_Problem details_:
Leave the pictures out and write out exactly the lines from the top of the entries through the line containing "<SectionTitle>Total Riding Records</SectionTitle>".

_Dataset excerpts_:
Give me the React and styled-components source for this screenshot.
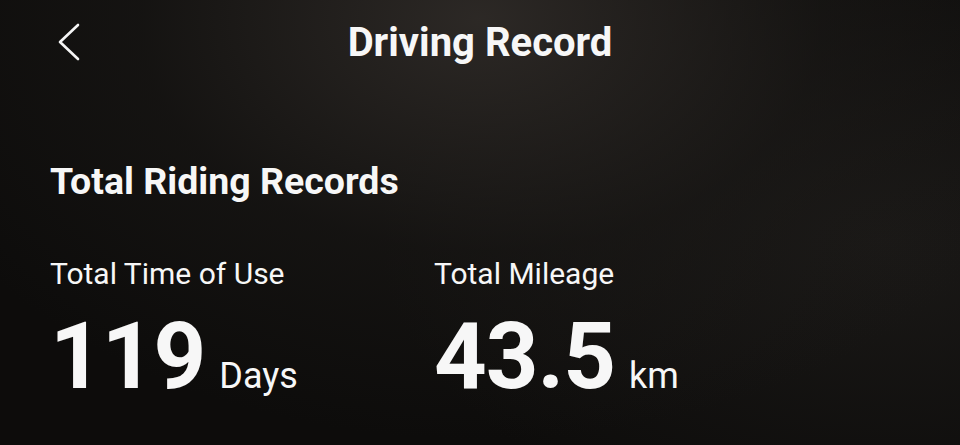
import React from "react";
import styled, { createGlobalStyle } from "styled-components";

const Global = createGlobalStyle`
  html, body {
    margin: 0;
    padding: 0;
    background: #0d0c0b;
  }
  body {
    font-family: Roboto, "Noto Sans", "Liberation Sans", sans-serif;
    color: #f7f7f7;
  }
`;

export default function App() {
  return (
    <>
      <Global />
      <Screen>
        <Header>
          <BackButton aria-label="Back">
            <svg width="24" height="38" viewBox="0 0 24 38" fill="none">
              <path d="M21 2 L3 19 L21 36" stroke="#f5f5f5" strokeWidth="2.6" strokeLinecap="round" strokeLinejoin="round" />
            </svg>
          </BackButton>
          <Title>Driving Record</Title>
          <span />
        </Header>

        <SectionTitle>Total Riding Records</SectionTitle>

        <Stats>
          <Stat>
            <Label>Total Time of Use</Label>
            <ValueRow>
              <Value>119</Value>
              <Unit>Days</Unit>
            </ValueRow>
          </Stat>
          <Stat>
            <Label>Total Mileage</Label>
            <ValueRow>
              <Value>43.5</Value>
              <Unit>km</Unit>
            </ValueRow>
          </Stat>
        </Stats>
      </Screen>
    </>
  );
}
// ::::::::::Styled-Components::::::::::
const Screen = styled.div`
  width: 960px;
  height: 445px;
  box-sizing: border-box;
  padding: 0 50px;
  overflow: hidden;
  background:
    radial-gradient(ellipse 620px 420px at 480px 20px, rgba(46, 42, 39, 0.95), rgba(28, 26, 24, 0.5) 55%, rgba(13, 12, 11, 0) 100%),
    radial-gradient(ellipse 500px 300px at 880px 240px, rgba(32, 30, 28, 0.7), rgba(13, 12, 11, 0) 100%),
    #0d0c0b;
`;

const Header = styled.div`
  display: grid;
  grid-template-columns: 60px 1fr 60px;
  align-items: center;
  height: 84px;
`;

const BackButton = styled.div`
  display: flex;
  align-items: center;
  padding-left: 7px;
`;

const Title = styled.h1`
  margin: 0;
  text-align: center;
  font-size: 40px;
  font-weight: 700;
`;

const SectionTitle = styled.h2`
  margin: 69px 0 0;
  font-size: 37.5px;
  font-weight: 700;
  line-height: 56px;
`;

const Stats = styled.div`
  display: grid;
  grid-template-columns: 384px 1fr;
  margin-top: 47px;
`;

const Stat = styled.div`
  display: flex;
  flex-direction: column;
`;

const Label = styled.div`
  font-size: 30px;
  line-height: 36px;
`;

const ValueRow = styled.div`
  display: flex;
  align-items: baseline;
  gap: 14px;
  margin-top: 15px;
`;

const Value = styled.span`
  font-size: 92px;
  font-weight: 700;
  line-height: 100px;
  letter-spacing: -1px;
`;

const Unit = styled.span`
  font-size: 36px;
`;
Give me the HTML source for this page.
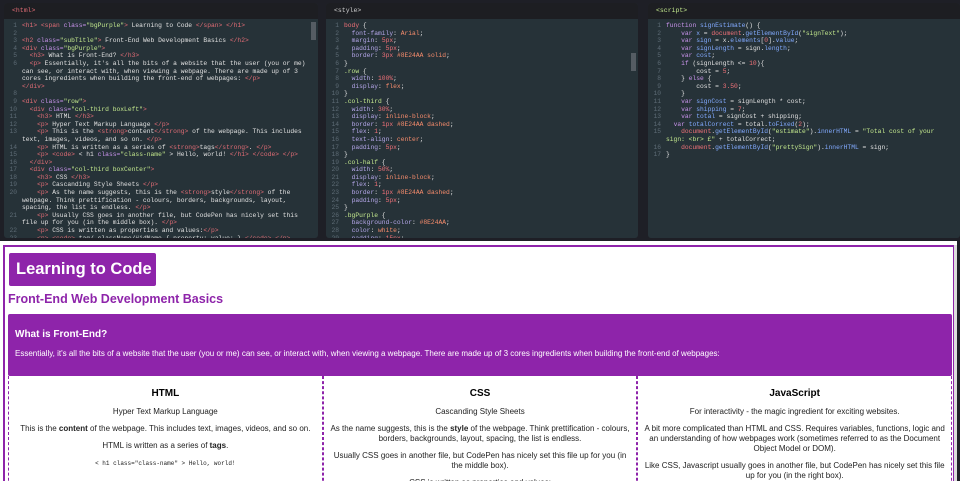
<!DOCTYPE html>
<html><head><meta charset="utf-8"><style>
*{margin:0;padding:0;box-sizing:border-box}
html,body{width:960px;height:481px;overflow:hidden}
body{background:#1e1f26;font-family:"Liberation Sans",Arial,sans-serif;position:relative}
.pane{position:absolute;top:3px;height:235px;background:#263238;border-radius:3px;overflow:hidden}
.hd{height:16px;background:#1d1e22;color:#ccc;font:6.5px "Liberation Mono",monospace;padding:4px 0 0 8px}
.code{font:6.3px/7.6px "Liberation Mono",monospace;color:#e0e0e0;padding:3px 4px 0 18px;white-space:pre-wrap;position:relative}
.ln{position:absolute;left:0;width:13px;text-align:right;color:#5d6b75}
.t{color:#e06c75}.a{color:#c792ea}.s{color:#c3e88d}.k{color:#c792ea}.n{color:#f07178}.v{color:#f78c6c}.f{color:#82aaff}.p{color:#b4a6e8}
.sb{position:absolute;right:2px;top:19px;width:5px;height:18px;background:#555c63}
#prev{position:absolute;left:0;top:241px;width:957px;height:240px;background:#fff;overflow:hidden}
#frame{position:absolute;left:3px;top:4px;width:952px;height:240px;border:2px solid #8E24AA;border-bottom:none}
h1{position:absolute;left:4px;top:6px;background:#8E24AA;color:#fff;font-size:16.5px;font-weight:bold;padding:7px 7px;border-radius:2px;height:33px;width:147px;white-space:nowrap}
h2{position:absolute;left:3px;top:45px;color:#8E24AA;font-size:12.5px}
.blk{position:absolute;left:3px;top:67px;width:944px;height:62px;background:#8E24AA;color:#fff;padding:15px 7px;border-radius:2px}
.blk h3{font-size:10px;margin-bottom:9px}
.blk p{font-size:8px}
.row{position:absolute;left:3px;top:129px;width:944px;display:flex}
.col{flex:1;border:1px dashed #8E24AA;border-top:none;text-align:center;font-size:8px;color:#222;padding:13px 5px;height:120px;line-height:10px}
.col h3{font-size:10px;color:#000;margin-bottom:8px}
.col p{margin-bottom:7px}
.col code{font:6px "Liberation Mono",monospace}
.psb{position:absolute;right:0;top:4px;width:3px;height:240px;background:#ddd}
</style></head><body>
<div class="pane" style="left:4px;width:314px"><div class="hd" style="color:#e06c75">&lt;html&gt;</div><div class="sb"></div>
<div class="code"><span class="ln">1</span><span class="t">&lt;h1&gt; &lt;span</span> <span class="a">class=</span><span class="s">"bgPurple"</span><span class="t">&gt;</span> Learning to Code <span class="t">&lt;/span&gt; &lt;/h1&gt;</span>
<span class="ln">2</span>
<span class="ln">3</span><span class="t">&lt;h2</span> <span class="a">class=</span><span class="s">"subTitle"</span><span class="t">&gt;</span> Front-End Web Development Basics <span class="t">&lt;/h2&gt;</span>
<span class="ln">4</span><span class="t">&lt;div</span> <span class="a">class=</span><span class="s">"bgPurple"</span><span class="t">&gt;</span>
<span class="ln">5</span>  <span class="t">&lt;h3&gt;</span> What is Front-End? <span class="t">&lt;/h3&gt;</span>
<span class="ln">6</span>  <span class="t">&lt;p&gt;</span> Essentially, it's all the bits of a website that the user (you or me) can see, or interact with, when viewing a webpage. There are made up of 3 cores ingredients when building the front-end of webpages: <span class="t">&lt;/p&gt;</span>
<span class="t">&lt;/div&gt;</span>
<span class="ln">8</span>
<span class="ln">9</span><span class="t">&lt;div</span> <span class="a">class=</span><span class="s">"row"</span><span class="t">&gt;</span>
<span class="ln">10</span>  <span class="t">&lt;div</span> <span class="a">class=</span><span class="s">"col-third boxLeft"</span><span class="t">&gt;</span>
<span class="ln">11</span>    <span class="t">&lt;h3&gt;</span> HTML <span class="t">&lt;/h3&gt;</span>
<span class="ln">12</span>    <span class="t">&lt;p&gt;</span> Hyper Text Markup Language <span class="t">&lt;/p&gt;</span>
<span class="ln">13</span>    <span class="t">&lt;p&gt;</span> This is the <span class="t">&lt;strong&gt;</span>content<span class="t">&lt;/strong&gt;</span> of the webpage. This includes text, images, videos, and so on. <span class="t">&lt;/p&gt;</span>
<span class="ln">14</span>    <span class="t">&lt;p&gt;</span> HTML is written as a series of <span class="t">&lt;strong&gt;</span>tags<span class="t">&lt;/strong&gt;</span>. <span class="t">&lt;/p&gt;</span>
<span class="ln">15</span>    <span class="t">&lt;p&gt; &lt;code&gt;</span> &lt; h1 <span class="a">class=</span><span class="s">"class-name"</span> &gt; Hello, world! <span class="t">&lt;/h1&gt; &lt;/code&gt; &lt;/p&gt;</span>
<span class="ln">16</span>  <span class="t">&lt;/div&gt;</span>
<span class="ln">17</span>  <span class="t">&lt;div</span> <span class="a">class=</span><span class="s">"col-third boxCenter"</span><span class="t">&gt;</span>
<span class="ln">18</span>    <span class="t">&lt;h3&gt;</span> CSS <span class="t">&lt;/h3&gt;</span>
<span class="ln">19</span>    <span class="t">&lt;p&gt;</span> Cascanding Style Sheets <span class="t">&lt;/p&gt;</span>
<span class="ln">20</span>    <span class="t">&lt;p&gt;</span> As the name suggests, this is the <span class="t">&lt;strong&gt;</span>style<span class="t">&lt;/strong&gt;</span> of the webpage. Think prettification - colours, borders, backgrounds, layout, spacing, the list is endless. <span class="t">&lt;/p&gt;</span>
<span class="ln">21</span>    <span class="t">&lt;p&gt;</span> Usually CSS goes in another file, but CodePen has nicely set this file up for you (in the middle box). <span class="t">&lt;/p&gt;</span>
<span class="ln">22</span>    <span class="t">&lt;p&gt;</span> CSS is written as properties and values:<span class="t">&lt;/p&gt;</span>
<span class="ln">23</span>    <span class="t">&lt;p&gt; &lt;code&gt;</span> tag/.className/#idName { property: value; } <span class="t">&lt;/code&gt; &lt;/p&gt;</span></div></div>

<div class="pane" style="left:326px;width:312px"><div class="hd">&lt;style&gt;</div><div class="sb" style="top:50px"></div>
<div class="code"><span class="ln">1</span><span class="n">body</span> {
<span class="ln">2</span>  <span class="p">font-family</span>: <span class="v">Arial</span>;
<span class="ln">3</span>  <span class="p">margin</span>: <span class="n">5px</span>;
<span class="ln">4</span>  <span class="p">padding</span>: <span class="n">5px</span>;
<span class="ln">5</span>  <span class="p">border</span>: <span class="n">3px</span> <span class="v">#8E24AA solid</span>;
<span class="ln">6</span>}
<span class="ln">7</span><span class="s">.row</span> {
<span class="ln">8</span>  <span class="p">width</span>: <span class="n">100%</span>;
<span class="ln">9</span>  <span class="p">display</span>: <span class="v">flex</span>;
<span class="ln">10</span>}
<span class="ln">11</span><span class="s">.col-third</span> {
<span class="ln">12</span>  <span class="p">width</span>: <span class="n">30%</span>;
<span class="ln">13</span>  <span class="p">display</span>: <span class="v">inline-block</span>;
<span class="ln">14</span>  <span class="p">border</span>: <span class="n">1px</span> <span class="v">#8E24AA dashed</span>;
<span class="ln">15</span>  <span class="p">flex</span>: <span class="n">1</span>;
<span class="ln">16</span>  <span class="p">text-align</span>: <span class="v">center</span>;
<span class="ln">17</span>  <span class="p">padding</span>: <span class="n">5px</span>;
<span class="ln">18</span>}
<span class="ln">19</span><span class="s">.col-half</span> {
<span class="ln">20</span>  <span class="p">width</span>: <span class="n">50%</span>;
<span class="ln">21</span>  <span class="p">display</span>: <span class="v">inline-block</span>;
<span class="ln">22</span>  <span class="p">flex</span>: <span class="n">1</span>;
<span class="ln">23</span>  <span class="p">border</span>: <span class="n">1px</span> <span class="v">#8E24AA dashed</span>;
<span class="ln">24</span>  <span class="p">padding</span>: <span class="n">5px</span>;
<span class="ln">25</span>}
<span class="ln">26</span><span class="s">.bgPurple</span> {
<span class="ln">27</span>  <span class="p">background-color</span>: <span class="v">#8E24AA</span>;
<span class="ln">28</span>  <span class="p">color</span>: <span class="v">white</span>;
<span class="ln">29</span>  <span class="p">padding</span>: <span class="n">15px</span>;</div></div>

<div class="pane" style="left:648px;width:312px"><div class="hd" style="color:#c3e88d">&lt;script&gt;</div>
<div class="code"><span class="ln">1</span><span class="k">function</span> <span class="f">signEstimate</span>() {
<span class="ln">2</span>    <span class="k">var</span> <span class="f">x</span> = <span class="n">document</span>.<span class="f">getElementById</span>(<span class="s">"signText"</span>);
<span class="ln">3</span>    <span class="k">var</span> <span class="f">sign</span> = x.<span class="f">elements</span>[<span class="n">0</span>].<span class="f">value</span>;
<span class="ln">4</span>    <span class="k">var</span> <span class="f">signLength</span> = sign.<span class="f">length</span>;
<span class="ln">5</span>    <span class="k">var</span> <span class="f">cost</span>;
<span class="ln">6</span>    <span class="k">if</span> (signLength &lt;= <span class="n">10</span>){
<span class="ln">7</span>        cost = <span class="n">5</span>;
<span class="ln">8</span>    } <span class="k">else</span> {
<span class="ln">9</span>        cost = <span class="n">3.50</span>;
<span class="ln">10</span>    }
<span class="ln">11</span>    <span class="k">var</span> <span class="f">signCost</span> = signLength * cost;
<span class="ln">12</span>    <span class="k">var</span> <span class="f">shipping</span> = <span class="n">7</span>;
<span class="ln">13</span>    <span class="k">var</span> <span class="f">total</span> = signCost + shipping;
<span class="ln">14</span>  <span class="k">var</span> <span class="f">totalCorrect</span> = total.<span class="f">toFixed</span>(<span class="n">2</span>);
<span class="ln">15</span>    <span class="n">document</span>.<span class="f">getElementById</span>(<span class="s">"estimate"</span>).<span class="f">innerHTML</span> = <span class="s">"Total cost of your sign: &lt;br&gt; £"</span> + totalCorrect;
<span class="ln">16</span>    <span class="n">document</span>.<span class="f">getElementById</span>(<span class="s">"prettySign"</span>).<span class="f">innerHTML</span> = sign;
<span class="ln">17</span>}</div></div>

<div id="prev"><div id="frame">
<h1>Learning to Code</h1>
<h2>Front-End Web Development Basics</h2>
<div class="blk"><h3>What is Front-End?</h3><p>Essentially, it's all the bits of a website that the user (you or me) can see, or interact with, when viewing a webpage. There are made up of 3 cores ingredients when building the front-end of webpages:</p></div>
<div class="row">
<div class="col"><h3>HTML</h3><p>Hyper Text Markup Language</p><p>This is the <b>content</b> of the webpage. This includes text, images, videos, and so on.</p><p>HTML is written as a series of <b>tags</b>.</p><p><code>&lt; h1 class="class-name" &gt; Hello, world!</code></p></div>
<div class="col"><h3>CSS</h3><p>Cascanding Style Sheets</p><p>As the name suggests, this is the <b>style</b> of the webpage. Think prettification - colours, borders, backgrounds, layout, spacing, the list is endless.</p><p>Usually CSS goes in another file, but CodePen has nicely set this file up for you (in the middle box).</p><p>CSS is written as properties and values:</p></div>
<div class="col"><h3>JavaScript</h3><p>For interactivity - the magic ingredient for exciting websites.</p><p>A bit more complicated than HTML and CSS. Requires variables, functions, logic and an understanding of how webpages work (sometimes referred to as the Document Object Model or DOM).</p><p>Like CSS, Javascript usually goes in another file, but CodePen has nicely set this file up for you (in the right box).</p></div>
</div></div><div class="psb"></div></div>
</body></html>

_Correct answer_:
Give me the React and styled-components source for this screenshot.
import React from "react";
import styled, { createGlobalStyle } from "styled-components";

const Global = createGlobalStyle`
  html, body {
    margin: 0;
    padding: 0;
    background: #0d0c0b;
  }
  body {
    font-family: Roboto, "Noto Sans", "Liberation Sans", sans-serif;
    color: #f7f7f7;
  }
`;

export default function App() {
  return (
    <>
      <Global />
      <Screen>
        <Header>
          <BackButton aria-label="Back">
            <svg width="24" height="38" viewBox="0 0 24 38" fill="none">
              <path d="M21 2 L3 19 L21 36" stroke="#f5f5f5" strokeWidth="2.6" strokeLinecap="round" strokeLinejoin="round" />
            </svg>
          </BackButton>
          <Title>Driving Record</Title>
          <span />
        </Header>

        <SectionTitle>Total Riding Records</SectionTitle>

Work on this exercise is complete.